First: the characters /, <, and > are not allowed to appear in tags or PCDATA. Let's define a function that recognizes them.

> reserved :: Char -> Bool
> reserved c = c `elem` ['/', '<', '>']

Use this definition to parse a maximal nonempty sequence of nonreserved characters: (HINT: check out operations related to the Alternative type class.)

> text :: Parser String
> 
> text = some (satisfy (not . reserved))

> -- >>> doParse text "skhdjf"
> -- Just ("skhdjf","")

> -- >>> doParse text "akj<skdfsdhf"
> -- Just ("akj","<skdfsdhf")

> -- >>> doParse text ""
> -- Nothing

Now use this definition to parse nonreserved characters into XML.

> pcdata :: Parser SimpleXML
> 
> pcdata = PCDATA <$> text

> -- >>> doParse pcdata "akj<skdfsdhf"
> -- Just (PCDATA "akj","<skdfsdhf")

Next, parse an empty element, like "<br/>"

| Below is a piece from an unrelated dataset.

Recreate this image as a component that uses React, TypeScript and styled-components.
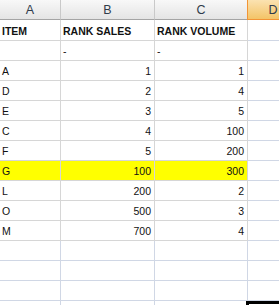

> emptyContainer :: Parser SimpleXML
> 
> emptyContainer = Element <$> (char '<' *> text <* string "/>") <*> pure []

> -- >>> doParse emptyContainer "<br/>sdfsdf"

Parse a container element: this consists of an open tag, a potentially empty sequence of content parsed by p, and a closing tag. For example, container pcdata should recognize <br></br> or <title>A midsummer night's dream</title> (and more examples below). You do NOT need to make sure that the closing tag matches the open tag.

> container :: Parser SimpleXML -> Parser SimpleXML
> 
> container p = Element <$> (char '<' *> text <* string ">")
>                       <*> many p
>                       <* (string "</" *> text <* string ">")

> -- >>> doParse (container pcdata) "<br></br>"
> -- Just (Element "br" [],"")

> -- >>> doParse (container pcdata) "<title>A midsummer night's dream</title>"
> -- Just (Element "title" [PCDATA "A midsummer night's dream"],"")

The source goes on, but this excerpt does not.